В свой небольшой дневник она записывала не только воспоминания о счастливых днях, проведенных с дуче, - катании на лыжах в Германии, купании в Римини, пикниках в королевских имениях в Кастельпорциано, - но и свои опасения по поводу будущего. Дело было в том, что её любовник все чаще приходил к ней в подавленном настроении, злой, раздраженный. Иногда её ожидание затягивалось до десяти вечера, но он не приходил, и тогда в ней росла и росла обида на всех презиравших и порицавших её. "Они все его враги, - кричала Кларетта как-то раз, прождав напрасно пять с лишним часов. - Они предают его по сто раз на дню". Фашисты в её устах были "предателями, генералы - старыми дураками". Кларетта была глубоко убеждена, что дуче не только сам страдал от предательства, но, в свою очередь, предавал и её. Она стала бояться, что Муссолини завел новую любовницу, либо вернулся к одной из своих старых привязанностей.
Маргарита Сарфатти и Анджела Курти делали все возможное, чтобы отобрать у неё дуче. А теперь появилась и ещё одна женщина - Ирма, "превратившая его в тряпку". "Люди говорят, что это я высасываю из него все соки, - жаловалась Кларетта, - но это все она, она". Конечно, Кларетта могла бы допросить самого Муссолини, но в этом случае рисковала нарваться на оскорбление или быть попросту высмеянной. В результате она бы расплакалась, а дуче, увидев эти слезы, разозлился ещё больше. Боясь потерять его, Кларетта начала писать письма, обвиняя и понося всех и вся. Но могла ли она быть уверена, что её соперницы не поступают точно таки же? Кларетта посоветовалась с любовницей своего брата Зиттой Ритоссой. Та посоветовала на какое-то время не пускать его в постель . "Но если я попытаюсь так сделать, - в ужасе закричала Кларетта, - он вообще отвернется от меня". Эти слова были похожи на правду - дуче пытался положить самой продолжительной связи, длившейся уже семь лет. По словам сицилийской княгини ди Джанджи, дуче признавался, что он наконец обрел "самую отталкивающую женщину". Как-то раз весной 1943 года, когда Кларетта подошла ко входу в Палаццо Венеция со стороны виа Асталли, смущенный полицейский, стоявший у входа, сказал ей, что у него есть приказ не пропускать Кларетту в дом. Рассерженная любовница оттолкнула его и бросилась вперед, однако внезапно натолкнулась на самого дуче, пристально и весьма холодно глядевшего на нее. "Я считаю, - заявил отстранено дуче, глядя на Кларетту тем взглядом, который, как она говорила потом, он пускал в ход всякий раз, когда нужно было избавиться от любовницы, - я считаю, что все кончено". Но на этот раз Муссолини все-таки уступил. В дальнейшем он предпринимал ещё ряд попыток избавиться от нее, но всякий раз безрезультатно. Кларетта начинала громко рыдать, размазывая по щекам косметику - испытанное средство, к которому она прибегала всякий раз, когда просила дуче оставить её при себе. Что он и делал. Правда, после этого обычно жалел, что поступил подобным образом, звонил Кларетте и говорил ей, чтобы она более не возвращалась в Палаццо Венеция. "Пожалуйста, оставь меня в покое. Война складывается не лучшим образом, - говорил он. - Народ осудит меня за слабость. Одна женщина однажды вынудила меня делать глупости, и я вовсе не собираюсь повторять пройденный путь". Но все это были слова.

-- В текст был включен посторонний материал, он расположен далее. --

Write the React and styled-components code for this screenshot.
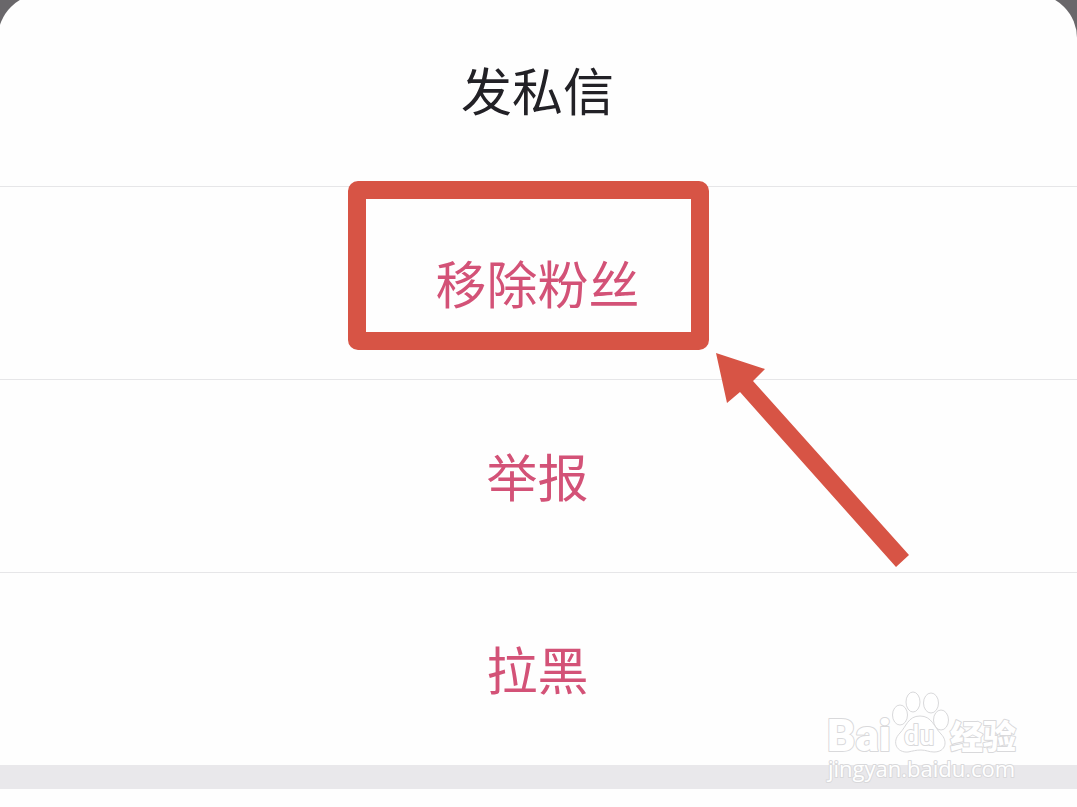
import styled, { createGlobalStyle } from 'styled-components';

const options = [
  { label: '发私信' },
  { label: '移除粉丝', danger: true, marked: true },
  { label: '举报', danger: true },
  { label: '拉黑', danger: true },
];

function Pointer() {
  return (
    <Arrow viewBox="0 0 194 216" aria-hidden="true">
      <path d="M0 0 L49 16 L37 28 L193 202 L180 214 L24 39 L11 50 Z" />
    </Arrow>
  );
}

function Watermark() {
  return (
    <Mark viewBox="0 0 210 104">
      <LogoText x="10" y="71" $size={44} $weight={900}>
        Bai
      </LogoText>
      <Paw>
        <ellipse cx="83" cy="35" rx="7.5" ry="10" />
        <ellipse cx="96" cy="22" rx="7" ry="10" />
        <ellipse cx="114" cy="23" rx="7.5" ry="10" />
        <ellipse cx="124" cy="40" rx="7.5" ry="10" />
        <path d="M103 36 C91 36 89 47 83 53 C74 62 80 73 91 72 C96 71 99 70 104 70 C109 70 112 72 117 72 C129 72 131 61 124 54 C117 47 115 36 103 36 Z" />
      </Paw>
      <LogoText x="87" y="65" $size={27} $weight={500}>
        du
      </LogoText>
      <LogoText x="133" y="69" $size={33} $weight={900}>
        经验
      </LogoText>
      <Address x="11" y="97">
        jingyan.baidu.com
      </Address>
    </Mark>
  );
}

function App() {
  return (
    <>
      <GlobalStyle />
      <Sheet>
        {options.map(({ label, danger, marked }) => (
          <Row key={label}>
            <Option type="button" $danger={danger}>
              {label}
            </Option>
            {marked && <Frame />}
            {marked && <Pointer />}
          </Row>
        ))}
        <Divider />
        <Footer />
        <Watermark />
      </Sheet>
    </>
  );
}

export default App;

const GlobalStyle = createGlobalStyle`
  body {
    margin: 0;
    background: #69676a;
    overflow: hidden;
  }
`;

const Sheet = styled.main`
  position: relative;
  margin: -6px 0 0 -2px;
  border-radius: 44px 44px 0 0;
  background: #fefefe;
  font-family: 'Noto Sans CJK SC', sans-serif;
`;

const Row = styled.div`
  position: relative;
  border-bottom: 1px solid #e6e6e8;

  &:nth-child(4) {
    border-bottom: 0;
  }
`;

const Option = styled.button`
  display: block;
  box-sizing: border-box;
  width: 100%;
  height: 192px;
  padding: 0 0 2px;
  border: 0;
  background: none;
  color: ${({ $danger }) => ($danger ? '#d35277' : '#222126')};
  font-family: inherit;
  font-size: 51px;
  line-height: 72px;
`;

const Frame = styled.div`
  position: absolute;
  top: -6px;
  left: calc(50% - 190px);
  box-sizing: border-box;
  width: 361px;
  height: 169px;
  border: 18px solid #d75445;
  border-radius: 10px;
  pointer-events: none;
`;

const Arrow = styled.svg`
  position: absolute;
  z-index: 1;
  top: 166px;
  left: calc(50% + 178px);
  width: 194px;
  height: 216px;
  fill: #d75445;
  pointer-events: none;
`;

const Divider = styled.div`
  height: 24px;
  background: #e9e8eb;
`;

const Footer = styled.div`
  height: 18px;
`;

const Mark = styled.svg`
  position: absolute;
  right: 50px;
  bottom: 23px;
  width: 210px;
  height: 104px;
  pointer-events: none;
`;

const LogoText = styled.text`
  fill: #fff;
  stroke: #d9d9db;
  stroke-width: 2px;
  stroke-linejoin: round;
  paint-order: stroke;
  font-family: Roboto, 'Noto Sans CJK SC', sans-serif;
  font-size: ${({ $size }) => $size}px;
  font-weight: ${({ $weight }) => $weight};
`;

const Address = styled(LogoText)`
  font-family: 'Open Sans', sans-serif;
  font-size: 22px;
  font-weight: 400;
`;

const Paw = styled.g`
  fill: #fff;
  stroke: #d9d9db;
  stroke-width: 1px;
`;
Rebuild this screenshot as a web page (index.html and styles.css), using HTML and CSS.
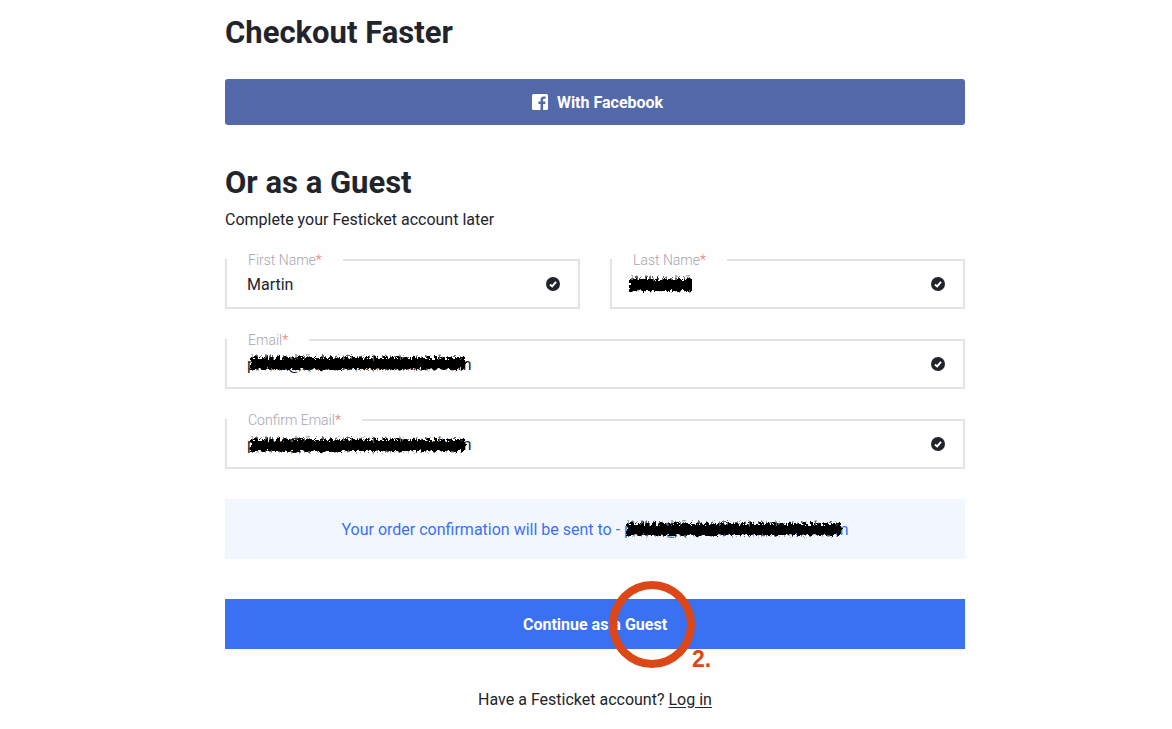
FILE: index.html
```html
<!DOCTYPE html>
<html lang="en">
<head>
<meta charset="utf-8">
<meta name="viewport" content="width=device-width, initial-scale=1">
<title>Checkout</title>
<link rel="stylesheet" href="styles.css">
</head>
<body>
<svg class="defs" aria-hidden="true">
  <defs>
    <filter id="rough" filterUnits="userSpaceOnUse" x="-4" y="-4" width="228" height="28" color-interpolation-filters="sRGB">
      <feTurbulence type="fractalNoise" baseFrequency="0.28" numOctaves="2" seed="7" result="n"/>
      <feDisplacementMap in="SourceGraphic" in2="n" scale="6" xChannelSelector="R" yChannelSelector="G"/>
      <feGaussianBlur stdDeviation="0.4"/>
    </filter>
    <symbol id="check" viewBox="0 0 14 14">
      <circle cx="7" cy="7" r="7" fill="#22242c"/>
      <path d="M4 7.4 6.2 9.4 10 4.8" fill="none" stroke="#fff" stroke-width="2"/>
    </symbol>
    <symbol id="scribble" viewBox="0 0 220 20">
      <g filter="url(#rough)" stroke="#000" fill="none">
        <path d="M4 10H216" stroke-width="10"/>
        <path d="M3 9H217" stroke-width="12" stroke-dasharray="2 1 4 2 1 1 3 1"/>
        <path d="M4 9H216" stroke-width="15" stroke-dasharray="1 3 2 2 1 4" stroke-opacity=".6"/>
      </g>
    </symbol>
    <symbol id="scribble-short" viewBox="0 0 70 20">
      <g filter="url(#rough)" stroke="#000" fill="none">
        <path d="M4 10H64" stroke-width="10"/>
        <path d="M2 10H65" stroke-width="12" stroke-dasharray="2 1 4 2 1 1 3 1"/>
        <path d="M4 9H64" stroke-width="15" stroke-dasharray="1 3 2 2 1 4" stroke-opacity=".6"/>
      </g>
    </symbol>
  </defs>
</svg>
<main class="checkout">
  <h1 class="title">Checkout Faster</h1>
  <button class="facebook" type="button">
    <svg class="facebook-icon" viewBox="0 0 16 16" aria-hidden="true"><path fill="#fff" fill-rule="evenodd" d="M1.5 0h13A1.5 1.5 0 0 1 16 1.5v13a1.5 1.5 0 0 1-1.5 1.5h-3.4V9.9h2.1l.3-2.5h-2.4V5.9c0-.7.3-1.1 1.2-1.1h1.3V2.6c-.4-.1-1-.1-1.8-.1-2 0-3.2 1.2-3.2 3.2v1.7H6.4v2.5h2.1V16h-7A1.5 1.5 0 0 1 0 14.5v-13A1.5 1.5 0 0 1 1.5 0z"/></svg>
    <span class="button-text">With Facebook</span>
  </button>
  <h2 class="title guest-title">Or as a Guest</h2>
  <p class="intro">Complete your Festicket account later</p>
  <form class="form">
    <div class="names">
      <fieldset class="field">
        <legend class="legend"><label for="first">First Name<span class="star">*</span></label></legend>
        <div class="row"><input class="input" id="first" type="text" value="Martin"><svg class="check" aria-hidden="true"><use href="#check"/></svg></div>
      </fieldset>
      <fieldset class="field">
        <legend class="legend"><label for="last">Last Name<span class="star">*</span></label></legend>
        <div class="row"><input class="input" id="last" type="text" value="xxxxxx"><svg class="scribble scribble-short" aria-hidden="true"><use href="#scribble-short"/></svg><svg class="check" aria-hidden="true"><use href="#check"/></svg></div>
      </fieldset>
    </div>
    <fieldset class="field">
      <legend class="legend"><label for="email">Email<span class="star">*</span></label></legend>
      <div class="row"><input class="input" id="email" type="text" value="pxxxx@xxxxxxxxxxxxxxxoooom"><svg class="scribble" aria-hidden="true"><use href="#scribble"/></svg><svg class="check" aria-hidden="true"><use href="#check"/></svg></div>
    </fieldset>
    <fieldset class="field">
      <legend class="legend"><label for="confirm">Confirm Email<span class="star">*</span></label></legend>
      <div class="row"><input class="input" id="confirm" type="text" value="pxxxx@xxxxxxxxxxxxxxxoooom"><svg class="scribble scribble-low" aria-hidden="true"><use href="#scribble"/></svg><svg class="check" aria-hidden="true"><use href="#check"/></svg></div>
    </fieldset>
    <p class="notice">Your order confirmation will be sent to -&nbsp;<span class="address">pxxxx@xxxxxxxxxxxxxxxoooom<svg class="scribble scribble-notice" aria-hidden="true"><use href="#scribble"/></svg></span></p>
    <div class="submit">
      <button class="continue" type="submit">Continue as a Guest</button>
      <span class="ring"></span>
      <span class="step">2.</span>
    </div>
  </form>
  <p class="login">Have a Festicket account? <a class="link" href="#">Log in</a></p>
</main>
</body>
</html>
```
FILE: styles.css
```css
* { box-sizing: border-box; }
body {
  margin: 0;
  padding: 0 16px 0 34px;
  background: #fefefe;
  color: #22242c;
  font: 16px/20px Roboto, "Liberation Sans", sans-serif;
}
.defs { position: absolute; width: 0; height: 0; }
.checkout { max-width: 740px; margin: 0 auto; padding: 13px 0 20px; }
.title { margin: 0; font-size: 31px; line-height: 40px; font-weight: 700; }
.facebook {
  display: flex; align-items: center; justify-content: center; gap: 9px;
  width: 100%; height: 46px; margin-top: 26px; padding: 0 0 0 5px;
  border: 0; border-radius: 3px;
  background: #5469aa; color: #fff; font: inherit; font-weight: 700;
}
.facebook-icon { width: 16px; height: 16px; }
.button-text { padding-top: 2px; }
.guest-title { margin-top: 38px; }
.intro { margin: 7px 0 22px; }
.form { display: flex; flex-direction: column; gap: 23px; }
.names { display: grid; grid-template-columns: 1fr 1fr; gap: 30px; }
.field { min-width: 0; margin: 0; padding: 0 0 7px; border: 2px solid #e2e2e8; }
.legend {
  padding: 0 21px; color: #a6a6b0;
  font-size: 14px; line-height: 16px; font-weight: 300;
}
.star { color: #e07a76; }
.row { position: relative; display: flex; align-items: center; padding: 0 18px 0 20px; }
.input {
  flex: 1; min-width: 0; height: 32px; padding: 0;
  border: 0; outline: 0; background: transparent; color: inherit; font: inherit;
}
.check { width: 14px; height: 14px; }
.scribble { position: absolute; left: 21px; top: 6px; width: 220px; height: 20px; }
.scribble-short { left: 16px; top: 7px; width: 70px; }
.scribble-low { top: 8px; }
.notice {
  margin: 7px 0 0; padding: 21px 20px 19px; background: #f2f7ff;
  color: #3a71f2; text-align: center;
}
.address { position: relative; }
.scribble-notice { left: 0; top: 0; }
.submit { position: relative; margin-top: 17px; }
.continue {
  display: block; width: 100%; height: 50px; padding: 2px 0 0; border: 0;
  background: #3a71f2; color: #fff; font: inherit; font-weight: 700;
}
.ring {
  position: absolute; left: calc(50% + 14px); top: -18px;
  width: 86px; height: 87px; border: 8px solid #dd4718; border-radius: 50%;
}
.step {
  position: absolute; left: calc(50% + 97px); top: 48px;
  color: #dd4718; font: bold 23px/24px "Liberation Sans", sans-serif;
}
.login { margin: 41px 0 0; text-align: center; }
.link { color: inherit; text-underline-offset: 2px; }
```
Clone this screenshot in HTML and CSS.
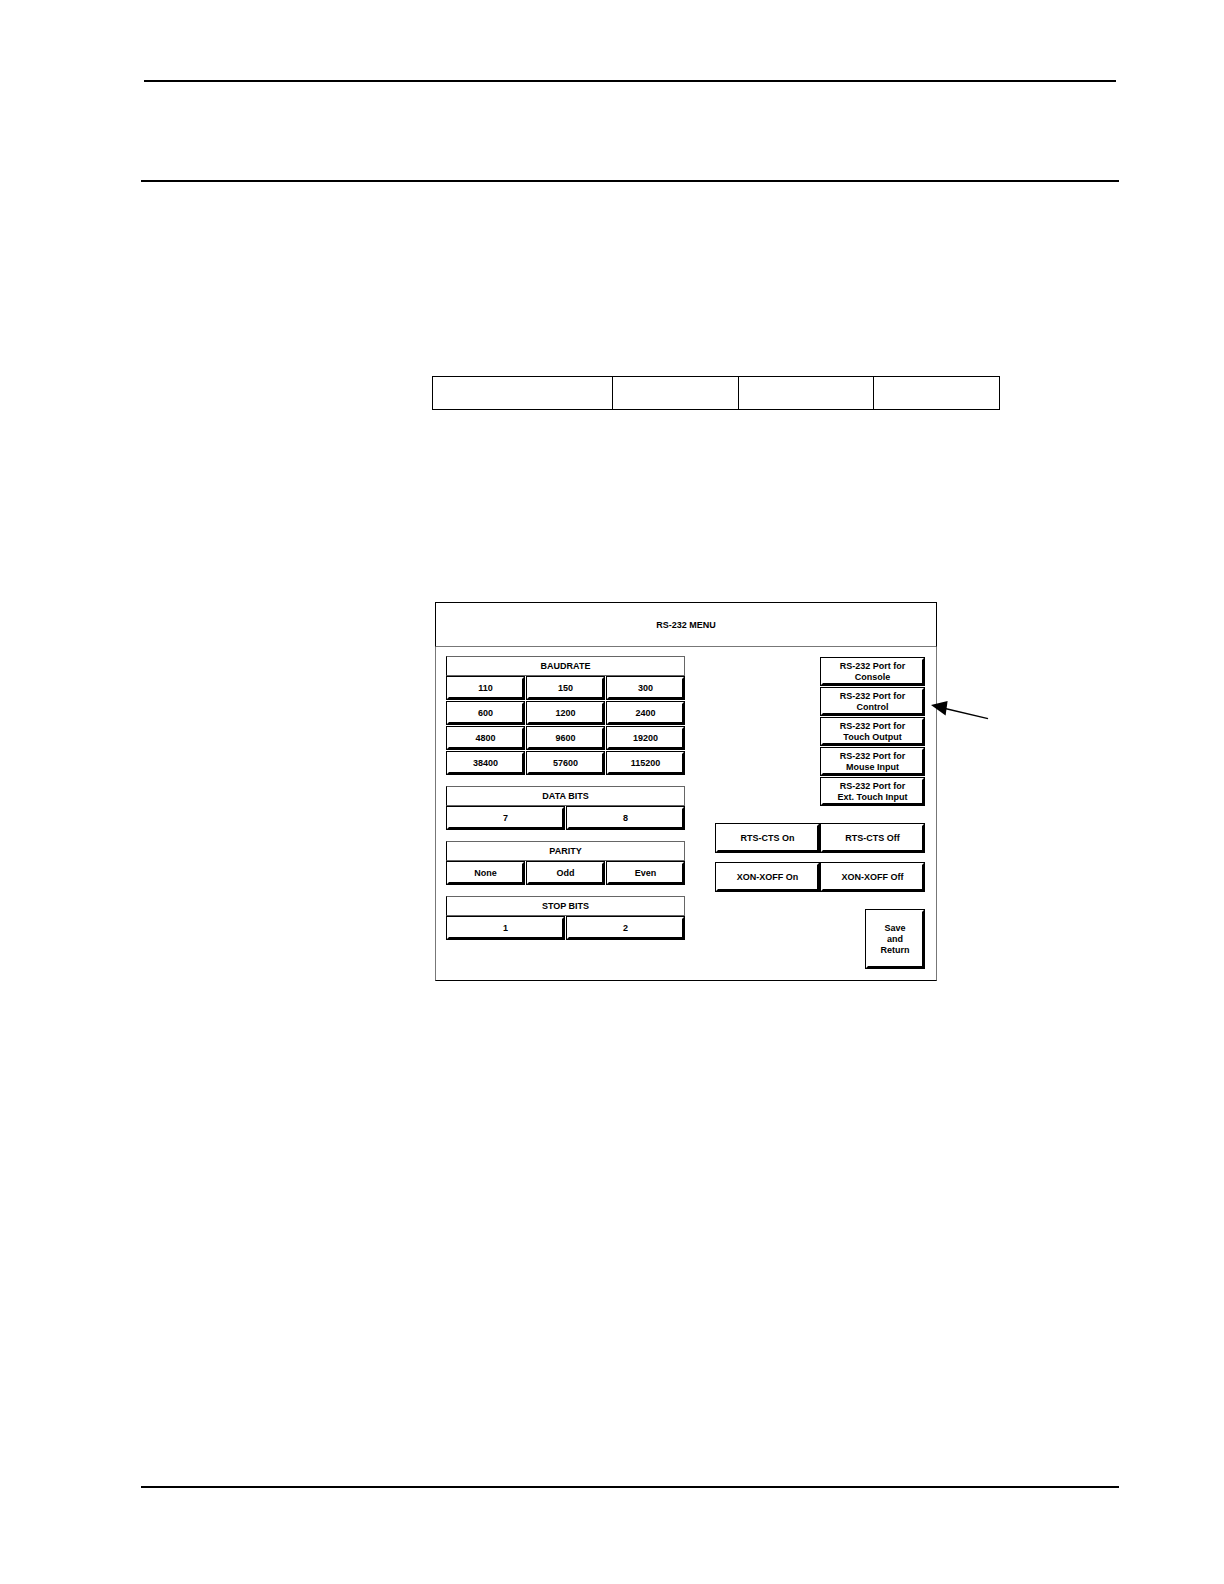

Дуче оскорблял Кларетту, ссорился с ней, встречал с нарочито холодным безразличием, "словно у него была другая женщина, имевшая от него все, чего можно было пожелать". Он скандалил с ней из-за её семьи, из-за плохой репутации её брата и его сомнительных финансовых операций, идиотского меморандума о том, как выиграть войну, из-за её долговязой, крючконосой матери, чье необычайное тщеславие и посулы покровительства снискали ей презрение всего Рима. Однажды во время ссоры, случившейся из-за брата Кларетты, дуче ударил её с такой силой, что она отлетела назад и ударилась о стену. Только сильный укол стимулятора, сделанный её отцом, привел Кларетту в чувство. Правда, порой бывали дни, когда все эти ссоры казались им пустяками. Они предавались любви и воспоминаниям о счастливых днях их жизни, после чего Кларетта вновь заносила в дневник все, произнесенное ими в эти минуты. "Я больше не буду приходить днем, - шептала она, - но только ночью, только на несколько минут, лишь бы увидеть тебя и поцеловать. Я не хочу никакого скандала".